Most of the time, we talk about the wonderful aspects of investing in options. I am proud that the new strategy we set up five weeks ago has now had five consecutive weeks of gains (averaging over 5% a week), but today I would like to discuss some of the negatives in trading options.  Unfortunately, there are a few.

A Look at the Downsides of Option Investing

1.    Taxes.  Except in very rare circumstances, all gains are taxed as short-term capital gains.  This is essentially the same as ordinary income.  The rates are as high as your individual personal income tax rates. Because of this tax situation, we encourage subscribers to carry out option strategies in an IRA or other tax-deferred account, but this is not possible for everyone.  (Maybe you have some capital loss carry-forwards that you can use to offset the short-term capital gains made in your option trading).

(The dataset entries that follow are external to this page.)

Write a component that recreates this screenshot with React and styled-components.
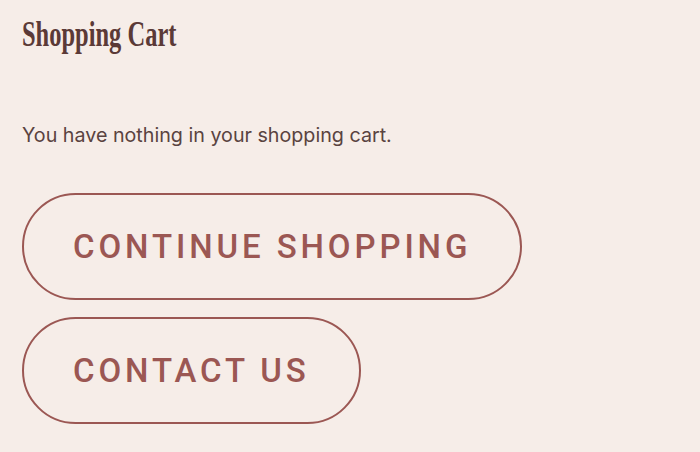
import styled, { createGlobalStyle } from "styled-components";

const Global = createGlobalStyle`
  html, body {
    margin: 0;
    padding: 0;
    background: #f6ede8;
  }
`;

const Page = styled.main`
  padding: 12px 22px 0 22px;
  display: flex;
  flex-direction: column;
  align-items: flex-start;
`;

const Title = styled.h1`
  margin: 0;
  font-family: "Liberation Serif", "Times New Roman", serif;
  font-weight: 700;
  font-size: 36px;
  line-height: 44px;
  color: #5b3a37;
  transform: scaleX(0.68);
  transform-origin: left center;
  white-space: nowrap;
`;

const Message = styled.p`
  margin: 66px 0 0 0;
  font-family: "Inter", "Liberation Sans", sans-serif;
  font-size: 19.7px;
  line-height: 26px;
  color: #5a4340;
`;

const Actions = styled.div`
  margin-top: 45px;
  display: flex;
  flex-direction: column;
  align-items: flex-start;
  gap: 17px;
`;

const PillButton = styled.button`
  box-sizing: border-box;
  height: 107px;
  padding: 0 49px 0 49px;
  border: 2.5px solid #9b5753;
  border-radius: 54px;
  background: transparent;
  color: #9b5753;
  font-family: "Roboto", "Liberation Sans", sans-serif;
  font-weight: 500;
  font-size: 33px;
  letter-spacing: 3.9px;
  text-transform: uppercase;
  cursor: pointer;
`;

export default function App() {
  return (
    <>
      <Global />
      <Page>
        <Title>Shopping Cart</Title>
        <Message>You have nothing in your shopping cart.</Message>
        <Actions>
          <PillButton>Continue shopping</PillButton>
          <PillButton>Contact us</PillButton>
        </Actions>
      </Page>
    </>
  );
}
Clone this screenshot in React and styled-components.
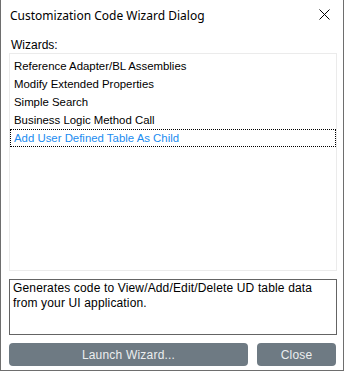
import React, { useState } from 'react';
import styled, { createGlobalStyle } from 'styled-components';

const GlobalStyle = createGlobalStyle`
  html, body {
    margin: 0;
    padding: 0;
    background: #ffffff;
  }
`;

const wizards = [
  'Reference Adapter/BL Assemblies',
  'Modify Extended Properties',
  'Simple Search',
  'Business Logic Method Call',
  'Add User Defined Table As Child',
];

const Dialog = styled.div`
  width: 342px;
  height: 370px;
  background: #fff;
  border: 1px solid #6e6e6e;
  border-top: none;
  display: flex;
  flex-direction: column;
  font-family: 'Liberation Sans', Arial, sans-serif;
  color: #000;
`;

const TitleBar = styled.div`
  height: 32px;
  display: flex;
  align-items: center;
  justify-content: space-between;
  padding: 0 13px 0 9px;
  flex-shrink: 0;
`;

const Title = styled.span`
  font-family: 'Noto Sans', 'Segoe UI', sans-serif;
  font-size: 12px;
  color: #000;
  margin-top: -1px;
`;

const CloseIcon = styled.svg`
  width: 11px;
  height: 11px;
  margin-top: -3px;
`;

const Body = styled.div`
  flex: 1;
  display: flex;
  flex-direction: column;
  padding: 0 6px 3px 8px;
`;

const Label = styled.div`
  font-size: 12px;
  line-height: 14px;
  padding-left: 2px;
  margin-top: 6px;
  margin-bottom: 1px;
`;

const ListBox = styled.ul`
  list-style: none;
  margin: 0;
  padding: 3px 0 0;
  height: 218px;
  box-sizing: border-box;
  border: 1px solid #ebebeb;
`;

const Item = styled.li`
  height: 18px;
  line-height: 16px;
  font-size: 11.4px;
  padding-left: 3px;
  box-sizing: border-box;
  border: 1px ${(p) => (p.$selected ? 'dotted #000' : 'solid transparent')};
  color: ${(p) => (p.$selected ? '#1b8cf0' : '#000')};
  white-space: nowrap;
  cursor: default;
`;

const Description = styled.div`
  margin-top: 8px;
  height: 56px;
  box-sizing: border-box;
  border: 1px solid #646464;
  padding: 1px 3px;
  font-size: 12px;
  line-height: 15px;
  letter-spacing: 0.15px;
`;

const ButtonRow = styled.div`
  margin-top: 8px;
  display: flex;
  gap: 9px;
`;

const Button = styled.button`
  height: 23px;
  width: ${(p) => p.$width}px;
  border: none;
  border-radius: 4px;
  background: #6e7a83;
  color: #eceeef;
  font-family: 'Liberation Sans', Arial, sans-serif;
  font-size: 12px;
  letter-spacing: 0.2px;
  padding: 0;
  cursor: pointer;
`;

export default function App() {
  const [selected, setSelected] = useState(4);
  return (
    <>
      <GlobalStyle />
      <Dialog>
        <TitleBar>
          <Title>Customization Code Wizard Dialog</Title>
          <CloseIcon viewBox="0 0 11 11">
            <path d="M0.5 0.5 L10.5 10.5 M10.5 0.5 L0.5 10.5" stroke="#000" strokeWidth="1" fill="none" />
          </CloseIcon>
        </TitleBar>
        <Body>
          <Label>Wizards:</Label>
          <ListBox>
            {wizards.map((w, i) => (
              <Item key={w} $selected={i === selected} onClick={() => setSelected(i)}>
                {w}
              </Item>
            ))}
          </ListBox>
          <Description>
            Generates code to View/Add/Edit/Delete UD table data from your UI application.
          </Description>
          <ButtonRow>
            <Button $width={239}>Launch Wizard...</Button>
            <Button $width={79}>Close</Button>
          </ButtonRow>
        </Body>
      </Dialog>
    </>
  );
}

2.    Commissions.  Compared to stock investing, commission rates for options, particularly for the Weekly options that we trade in many of our portfolios, are horrendously high.  It is not uncommon for commissions for a year to exceed 30% of the amount you have invested.  Because of this huge cost, all of our published results include all commissions.  Be wary of any newsletter that does not include commissions in their results – they are misleading you big time.

Speaking of commissions, if you become a Terry’s Tips subscriber, you may be eligible to pay only $1.25 for a single option trade at thinkorswim.  This low rate applies to all your option trading at thinkorswim, not merely those trades made mirroring our portfolios (or Auto-Trading).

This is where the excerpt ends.